Seeing is Believing
I hate how we see ourselves. I hate how I see myself. There is so much that is wrong about how we perceive ourselves and how we perceive each other. My whole life, I am unable to look at a picture of myself and not like what is there. I imagine it is my assumption that anyone who looks at that picture is perceiving it the way I see it. That I don’t look pretty enough, or skinny enough or happy enough. Whatever is there that I don’t like about myself is in that photograph. When that just isn’t true. About five or seven years ago I stopped caring if someone wanted to take my picture. That even if I might not like the photo, I should be in it. I should mark the experience I’ve had with my friends or family and be present in the moments captured. I realized that here were all these wonderful moments and I wasn’t in any of the photos. As if I had never been at those events or participating in my own life. This isn’t about vanity or getting down on myself. The way I see myself and the way I think others sees me are so vastly different it is so hard to ratify the difference.

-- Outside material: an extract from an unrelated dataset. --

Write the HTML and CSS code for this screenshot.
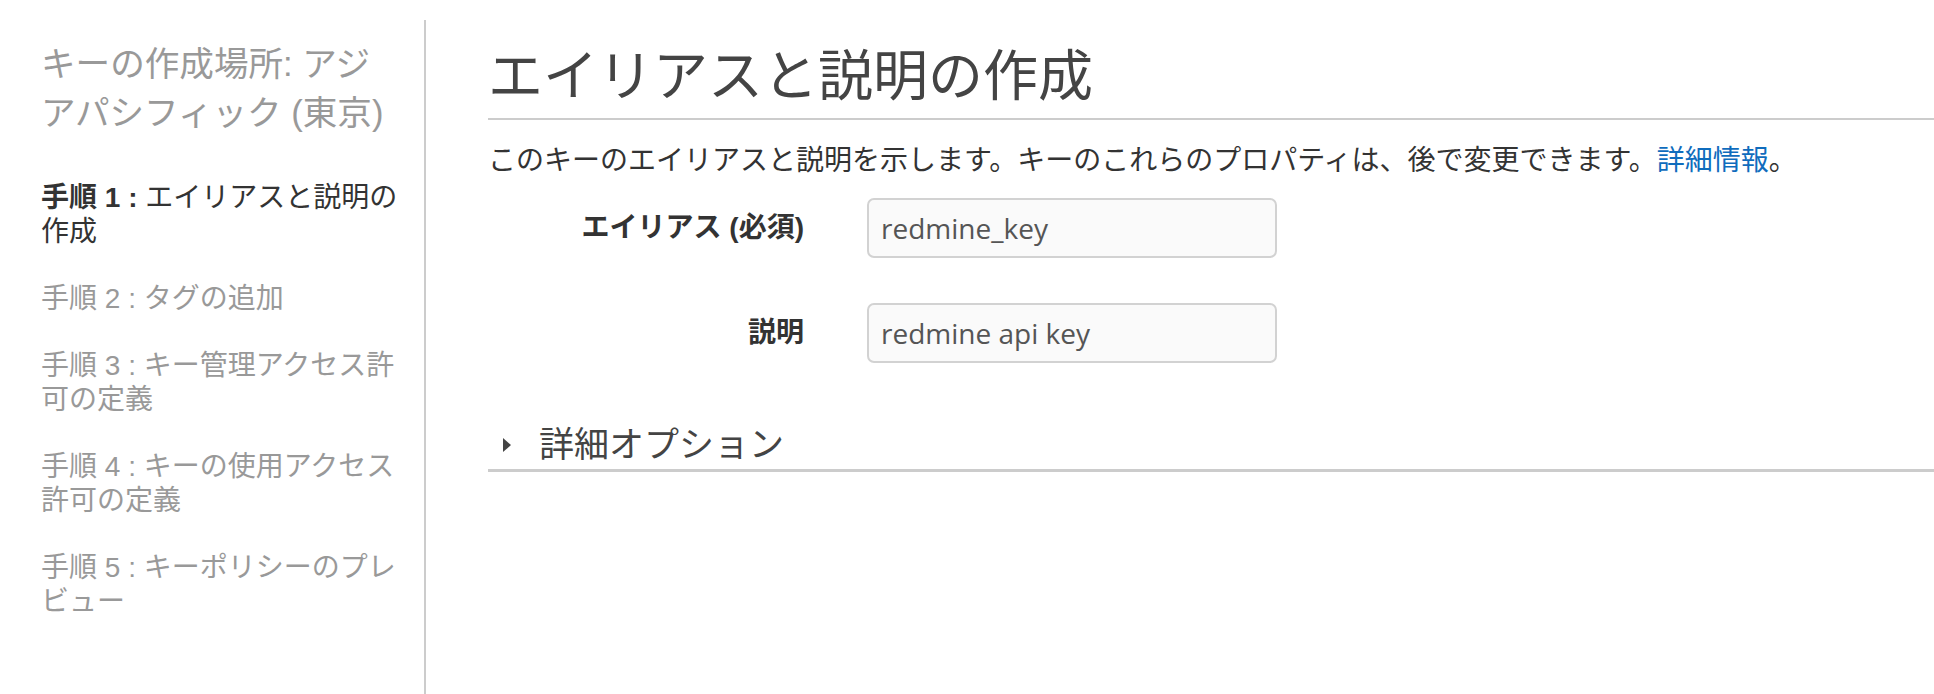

This is a wonderful photograph of my friends and I celebrating a birthday. Facebook sent me a reminder that this event happened. That I might want to reflect and share this image with the people I am connected to on Facebook. I remember this image. I remember hating how I looked in this image. That I might not be as pretty or skinny as my friends but that I was just me. I could see all my insecurities in this one image and looking back on it, that is completely crazy. I don’t hate this image. I don’t care if I am as pretty or as skinny as my friends. They are my friends and we are celebrating a birthday. Why do we or I do this to ourselves? There is nothing inherently wrong with this picture except for the fact that I had discouraging feelings about myself. One of the many agreements with myself that I have been trying to change. I don’t want to live that way and though I still have a ways to go, seeing and believing are very different.